Demon Slayer does finally do something that any decent story can do, write a character arc and backstory properly. The main demon, not Daki, has a proper retelling of how he came to be. He was a monster who lashed out at the world for making him into one, but at the end of the day they don't want you to have sympathy for him. It's genuinely well done just from the fact that they don't try to give the demons a tragic backstory that's supposed to make you feel bad for them- fuck no. They murder countless people of course they're unredeemable.

A huge problem with the demons, that was proved in this actually compelling backstory, is the fact that I only actually seem to give a shit about the demon after they're dead. If I had learned of the demon's past before or at the very latest, at the start of the battle, then I would have found the battle to be much more compelling. Knowing the backstory of both sides clashing to a fight to the death is much more interesting than one character being explored while the other is just labeled "a tough foe."

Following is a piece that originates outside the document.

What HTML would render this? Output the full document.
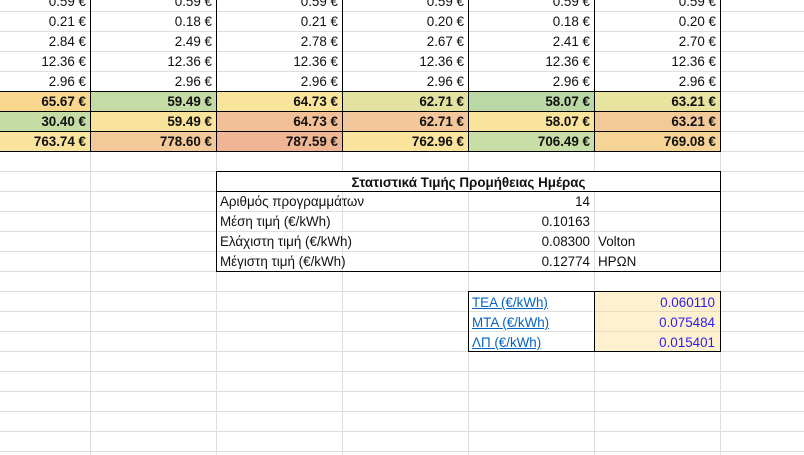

They also employ a lot of "bullshittery" for lack of a better term with how they treat fake out deaths. Inosuke had the biggest bullshit moment when he says to have moved his heart from getting stabbed. Despite the fact that he did not see the attack coming, being snuck up behind. We see Inosuke getting stabbed before we even see the Demon. It's as sudden to the characters as it is the viewer. So him saying, "nah I'm good I moved that shit before he got me" is complete nonsense and now makes the moment feel cheap and lazy from the writer to add fake tension and move the scales of the fight.

Speaking of which my biggest gripe with Demon Slayer as a whole would be the surface level storytelling in general. Let's take the scales of power during the final fight. Attack on Titan Season 3 Part 2 implements this technique and fully utilizes it to play with the viewer's emotions on whether or not the good guys will win and hoping at every moment everyone makes it out safe. Demon Slayer incorporates this by simply faking out character deaths to then bring them back. It's the most surface level writing you can employ for this kind of fight. The same can be said about most of my issues with this season, its just not logical, explained or implemented well, or just surface level. That is why it stays around the range it's at, it does not truly offer anything of real substance besides its final fight and demon backstory that's shown too late. The fight itself is a spectacle but it cannot save an entire season of just meh and alright.